**Dataset section**
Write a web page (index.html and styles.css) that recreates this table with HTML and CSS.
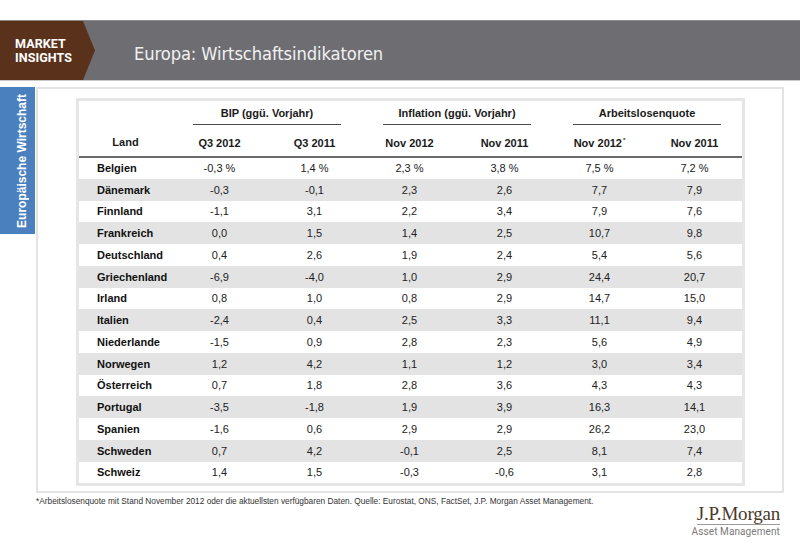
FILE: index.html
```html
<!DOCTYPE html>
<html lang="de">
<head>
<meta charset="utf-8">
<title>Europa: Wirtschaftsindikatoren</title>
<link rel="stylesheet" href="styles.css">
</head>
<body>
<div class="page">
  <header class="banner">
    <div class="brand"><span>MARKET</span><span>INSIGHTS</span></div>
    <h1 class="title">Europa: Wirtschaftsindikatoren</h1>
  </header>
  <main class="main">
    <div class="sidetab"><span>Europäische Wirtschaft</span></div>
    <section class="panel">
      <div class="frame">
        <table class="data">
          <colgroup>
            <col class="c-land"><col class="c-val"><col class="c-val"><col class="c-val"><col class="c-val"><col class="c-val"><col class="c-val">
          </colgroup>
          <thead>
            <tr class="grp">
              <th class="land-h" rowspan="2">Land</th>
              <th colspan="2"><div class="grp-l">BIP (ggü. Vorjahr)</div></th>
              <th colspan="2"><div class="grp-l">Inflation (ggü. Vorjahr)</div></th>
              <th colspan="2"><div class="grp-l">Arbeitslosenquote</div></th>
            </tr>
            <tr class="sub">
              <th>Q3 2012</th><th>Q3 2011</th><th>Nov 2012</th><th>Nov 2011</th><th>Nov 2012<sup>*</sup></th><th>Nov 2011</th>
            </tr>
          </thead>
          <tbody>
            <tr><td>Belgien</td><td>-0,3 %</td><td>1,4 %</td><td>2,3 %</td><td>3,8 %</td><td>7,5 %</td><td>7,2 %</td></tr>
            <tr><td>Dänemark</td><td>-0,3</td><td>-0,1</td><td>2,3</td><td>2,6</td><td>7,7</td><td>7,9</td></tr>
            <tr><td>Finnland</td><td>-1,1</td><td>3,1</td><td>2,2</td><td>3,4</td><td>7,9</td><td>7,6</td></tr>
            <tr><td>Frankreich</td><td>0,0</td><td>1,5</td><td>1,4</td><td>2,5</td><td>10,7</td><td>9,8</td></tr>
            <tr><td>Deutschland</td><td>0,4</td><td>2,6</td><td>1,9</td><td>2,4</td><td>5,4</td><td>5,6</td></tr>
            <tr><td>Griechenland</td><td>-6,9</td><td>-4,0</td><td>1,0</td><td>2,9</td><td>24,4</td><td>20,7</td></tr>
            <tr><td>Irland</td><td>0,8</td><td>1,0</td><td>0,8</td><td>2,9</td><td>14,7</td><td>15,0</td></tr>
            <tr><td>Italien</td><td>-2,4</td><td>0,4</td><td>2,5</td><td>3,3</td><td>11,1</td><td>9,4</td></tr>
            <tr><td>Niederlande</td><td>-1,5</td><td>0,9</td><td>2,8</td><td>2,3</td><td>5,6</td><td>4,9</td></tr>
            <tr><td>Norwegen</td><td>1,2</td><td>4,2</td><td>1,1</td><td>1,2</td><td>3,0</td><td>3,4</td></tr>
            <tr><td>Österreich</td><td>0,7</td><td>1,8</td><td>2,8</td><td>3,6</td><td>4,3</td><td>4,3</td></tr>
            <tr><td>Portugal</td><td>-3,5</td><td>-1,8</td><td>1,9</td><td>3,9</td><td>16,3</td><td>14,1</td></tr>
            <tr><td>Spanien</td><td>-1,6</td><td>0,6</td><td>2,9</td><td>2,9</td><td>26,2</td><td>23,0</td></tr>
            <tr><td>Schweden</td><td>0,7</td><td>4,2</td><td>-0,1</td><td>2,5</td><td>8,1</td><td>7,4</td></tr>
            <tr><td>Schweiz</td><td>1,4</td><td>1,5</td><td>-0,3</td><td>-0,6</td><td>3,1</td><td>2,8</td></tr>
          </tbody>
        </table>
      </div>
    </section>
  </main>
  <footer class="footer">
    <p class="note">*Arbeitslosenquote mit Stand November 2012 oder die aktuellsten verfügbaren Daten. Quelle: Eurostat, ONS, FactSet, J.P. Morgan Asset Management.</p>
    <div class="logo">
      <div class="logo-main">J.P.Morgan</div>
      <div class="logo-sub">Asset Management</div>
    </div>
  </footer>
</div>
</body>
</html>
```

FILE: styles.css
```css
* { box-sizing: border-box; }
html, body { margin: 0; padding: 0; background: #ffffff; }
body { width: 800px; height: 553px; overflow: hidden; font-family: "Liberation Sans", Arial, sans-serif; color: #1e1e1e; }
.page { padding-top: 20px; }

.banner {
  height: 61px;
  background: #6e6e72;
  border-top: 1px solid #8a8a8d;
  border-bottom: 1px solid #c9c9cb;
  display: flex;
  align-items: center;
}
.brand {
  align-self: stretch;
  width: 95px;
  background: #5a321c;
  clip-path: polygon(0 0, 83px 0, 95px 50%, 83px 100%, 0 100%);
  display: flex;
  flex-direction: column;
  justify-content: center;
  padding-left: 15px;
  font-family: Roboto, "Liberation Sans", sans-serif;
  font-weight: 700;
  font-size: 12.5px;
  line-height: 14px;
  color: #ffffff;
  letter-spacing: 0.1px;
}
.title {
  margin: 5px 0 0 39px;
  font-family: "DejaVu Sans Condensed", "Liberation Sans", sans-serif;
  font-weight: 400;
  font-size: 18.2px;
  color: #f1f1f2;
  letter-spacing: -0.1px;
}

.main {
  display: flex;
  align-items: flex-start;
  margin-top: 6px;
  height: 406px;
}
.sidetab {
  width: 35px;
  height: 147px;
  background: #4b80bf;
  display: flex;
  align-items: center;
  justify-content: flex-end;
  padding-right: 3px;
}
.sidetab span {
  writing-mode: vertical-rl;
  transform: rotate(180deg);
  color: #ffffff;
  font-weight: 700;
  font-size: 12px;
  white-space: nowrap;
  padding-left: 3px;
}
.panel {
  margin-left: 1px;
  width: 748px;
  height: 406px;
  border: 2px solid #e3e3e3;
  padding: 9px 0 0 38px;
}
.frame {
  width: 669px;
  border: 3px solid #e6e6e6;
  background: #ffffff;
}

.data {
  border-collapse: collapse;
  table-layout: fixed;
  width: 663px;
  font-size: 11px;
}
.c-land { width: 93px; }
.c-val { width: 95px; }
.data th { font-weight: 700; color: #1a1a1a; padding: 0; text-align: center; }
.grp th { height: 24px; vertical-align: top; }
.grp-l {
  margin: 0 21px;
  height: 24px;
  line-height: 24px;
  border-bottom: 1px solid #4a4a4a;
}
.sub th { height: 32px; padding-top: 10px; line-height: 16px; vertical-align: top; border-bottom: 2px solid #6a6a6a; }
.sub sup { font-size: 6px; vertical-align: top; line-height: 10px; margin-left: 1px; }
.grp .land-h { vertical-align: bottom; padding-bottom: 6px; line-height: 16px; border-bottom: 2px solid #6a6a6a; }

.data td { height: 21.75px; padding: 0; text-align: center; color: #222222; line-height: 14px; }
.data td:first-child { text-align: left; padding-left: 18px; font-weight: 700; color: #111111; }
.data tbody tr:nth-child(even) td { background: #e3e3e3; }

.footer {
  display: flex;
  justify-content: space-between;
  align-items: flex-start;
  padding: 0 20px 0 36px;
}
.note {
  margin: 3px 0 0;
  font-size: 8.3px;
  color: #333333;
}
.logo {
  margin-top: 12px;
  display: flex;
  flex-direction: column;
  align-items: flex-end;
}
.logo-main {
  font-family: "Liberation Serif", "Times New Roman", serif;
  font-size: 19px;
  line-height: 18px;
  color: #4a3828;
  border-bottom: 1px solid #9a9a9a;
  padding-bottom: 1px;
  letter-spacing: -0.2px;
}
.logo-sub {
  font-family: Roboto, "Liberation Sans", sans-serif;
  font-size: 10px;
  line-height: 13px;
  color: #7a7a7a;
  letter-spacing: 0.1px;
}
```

**Set exercise**
Repeat the data exactly, excluding the pictures.

**Full solution**
Write a web page (index.html and styles.css) that recreates this table with HTML and CSS.
FILE: index.html
```html
<!DOCTYPE html>
<html lang="de">
<head>
<meta charset="utf-8">
<title>Europa: Wirtschaftsindikatoren</title>
<link rel="stylesheet" href="styles.css">
</head>
<body>
<div class="page">
  <header class="banner">
    <div class="brand"><span>MARKET</span><span>INSIGHTS</span></div>
    <h1 class="title">Europa: Wirtschaftsindikatoren</h1>
  </header>
  <main class="main">
    <div class="sidetab"><span>Europäische Wirtschaft</span></div>
    <section class="panel">
      <div class="frame">
        <table class="data">
          <colgroup>
            <col class="c-land"><col class="c-val"><col class="c-val"><col class="c-val"><col class="c-val"><col class="c-val"><col class="c-val">
          </colgroup>
          <thead>
            <tr class="grp">
              <th class="land-h" rowspan="2">Land</th>
              <th colspan="2"><div class="grp-l">BIP (ggü. Vorjahr)</div></th>
              <th colspan="2"><div class="grp-l">Inflation (ggü. Vorjahr)</div></th>
              <th colspan="2"><div class="grp-l">Arbeitslosenquote</div></th>
            </tr>
            <tr class="sub">
              <th>Q3 2012</th><th>Q3 2011</th><th>Nov 2012</th><th>Nov 2011</th><th>Nov 2012<sup>*</sup></th><th>Nov 2011</th>
            </tr>
          </thead>
          <tbody>
            <tr><td>Belgien</td><td>-0,3 %</td><td>1,4 %</td><td>2,3 %</td><td>3,8 %</td><td>7,5 %</td><td>7,2 %</td></tr>
            <tr><td>Dänemark</td><td>-0,3</td><td>-0,1</td><td>2,3</td><td>2,6</td><td>7,7</td><td>7,9</td></tr>
            <tr><td>Finnland</td><td>-1,1</td><td>3,1</td><td>2,2</td><td>3,4</td><td>7,9</td><td>7,6</td></tr>
            <tr><td>Frankreich</td><td>0,0</td><td>1,5</td><td>1,4</td><td>2,5</td><td>10,7</td><td>9,8</td></tr>
            <tr><td>Deutschland</td><td>0,4</td><td>2,6</td><td>1,9</td><td>2,4</td><td>5,4</td><td>5,6</td></tr>
            <tr><td>Griechenland</td><td>-6,9</td><td>-4,0</td><td>1,0</td><td>2,9</td><td>24,4</td><td>20,7</td></tr>
            <tr><td>Irland</td><td>0,8</td><td>1,0</td><td>0,8</td><td>2,9</td><td>14,7</td><td>15,0</td></tr>
            <tr><td>Italien</td><td>-2,4</td><td>0,4</td><td>2,5</td><td>3,3</td><td>11,1</td><td>9,4</td></tr>
            <tr><td>Niederlande</td><td>-1,5</td><td>0,9</td><td>2,8</td><td>2,3</td><td>5,6</td><td>4,9</td></tr>
            <tr><td>Norwegen</td><td>1,2</td><td>4,2</td><td>1,1</td><td>1,2</td><td>3,0</td><td>3,4</td></tr>
            <tr><td>Österreich</td><td>0,7</td><td>1,8</td><td>2,8</td><td>3,6</td><td>4,3</td><td>4,3</td></tr>
            <tr><td>Portugal</td><td>-3,5</td><td>-1,8</td><td>1,9</td><td>3,9</td><td>16,3</td><td>14,1</td></tr>
            <tr><td>Spanien</td><td>-1,6</td><td>0,6</td><td>2,9</td><td>2,9</td><td>26,2</td><td>23,0</td></tr>
            <tr><td>Schweden</td><td>0,7</td><td>4,2</td><td>-0,1</td><td>2,5</td><td>8,1</td><td>7,4</td></tr>
            <tr><td>Schweiz</td><td>1,4</td><td>1,5</td><td>-0,3</td><td>-0,6</td><td>3,1</td><td>2,8</td></tr>
          </tbody>
        </table>
      </div>
    </section>
  </main>
  <footer class="footer">
    <p class="note">*Arbeitslosenquote mit Stand November 2012 oder die aktuellsten verfügbaren Daten. Quelle: Eurostat, ONS, FactSet, J.P. Morgan Asset Management.</p>
    <div class="logo">
      <div class="logo-main">J.P.Morgan</div>
      <div class="logo-sub">Asset Management</div>
    </div>
  </footer>
</div>
</body>
</html>
```

FILE: styles.css
```css
* { box-sizing: border-box; }
html, body { margin: 0; padding: 0; background: #ffffff; }
body { width: 800px; height: 553px; overflow: hidden; font-family: "Liberation Sans", Arial, sans-serif; color: #1e1e1e; }
.page { padding-top: 20px; }

.banner {
  height: 61px;
  background: #6e6e72;
  border-top: 1px solid #8a8a8d;
  border-bottom: 1px solid #c9c9cb;
  display: flex;
  align-items: center;
}
.brand {
  align-self: stretch;
  width: 95px;
  background: #5a321c;
  clip-path: polygon(0 0, 83px 0, 95px 50%, 83px 100%, 0 100%);
  display: flex;
  flex-direction: column;
  justify-content: center;
  padding-left: 15px;
  font-family: Roboto, "Liberation Sans", sans-serif;
  font-weight: 700;
  font-size: 12.5px;
  line-height: 14px;
  color: #ffffff;
  letter-spacing: 0.1px;
}
.title {
  margin: 5px 0 0 39px;
  font-family: "DejaVu Sans Condensed", "Liberation Sans", sans-serif;
  font-weight: 400;
  font-size: 18.2px;
  color: #f1f1f2;
  letter-spacing: -0.1px;
}

.main {
  display: flex;
  align-items: flex-start;
  margin-top: 6px;
  height: 406px;
}
.sidetab {
  width: 35px;
  height: 147px;
  background: #4b80bf;
  display: flex;
  align-items: center;
  justify-content: flex-end;
  padding-right: 3px;
}
.sidetab span {
  writing-mode: vertical-rl;
  transform: rotate(180deg);
  color: #ffffff;
  font-weight: 700;
  font-size: 12px;
  white-space: nowrap;
  padding-left: 3px;
}
.panel {
  margin-left: 1px;
  width: 748px;
  height: 406px;
  border: 2px solid #e3e3e3;
  padding: 9px 0 0 38px;
}
.frame {
  width: 669px;
  border: 3px solid #e6e6e6;
  background: #ffffff;
}

.data {
  border-collapse: collapse;
  table-layout: fixed;
  width: 663px;
  font-size: 11px;
}
.c-land { width: 93px; }
.c-val { width: 95px; }
.data th { font-weight: 700; color: #1a1a1a; padding: 0; text-align: center; }
.grp th { height: 24px; vertical-align: top; }
.grp-l {
  margin: 0 21px;
  height: 24px;
  line-height: 24px;
  border-bottom: 1px solid #4a4a4a;
}
.sub th { height: 32px; padding-top: 10px; line-height: 16px; vertical-align: top; border-bottom: 2px solid #6a6a6a; }
.sub sup { font-size: 6px; vertical-align: top; line-height: 10px; margin-left: 1px; }
.grp .land-h { vertical-align: bottom; padding-bottom: 6px; line-height: 16px; border-bottom: 2px solid #6a6a6a; }

.data td { height: 21.75px; padding: 0; text-align: center; color: #222222; line-height: 14px; }
.data td:first-child { text-align: left; padding-left: 18px; font-weight: 700; color: #111111; }
.data tbody tr:nth-child(even) td { background: #e3e3e3; }

.footer {
  display: flex;
  justify-content: space-between;
  align-items: flex-start;
  padding: 0 20px 0 36px;
}
.note {
  margin: 3px 0 0;
  font-size: 8.3px;
  color: #333333;
}
.logo {
  margin-top: 12px;
  display: flex;
  flex-direction: column;
  align-items: flex-end;
}
.logo-main {
  font-family: "Liberation Serif", "Times New Roman", serif;
  font-size: 19px;
  line-height: 18px;
  color: #4a3828;
  border-bottom: 1px solid #9a9a9a;
  padding-bottom: 1px;
  letter-spacing: -0.2px;
}
.logo-sub {
  font-family: Roboto, "Liberation Sans", sans-serif;
  font-size: 10px;
  line-height: 13px;
  color: #7a7a7a;
  letter-spacing: 0.1px;
}
```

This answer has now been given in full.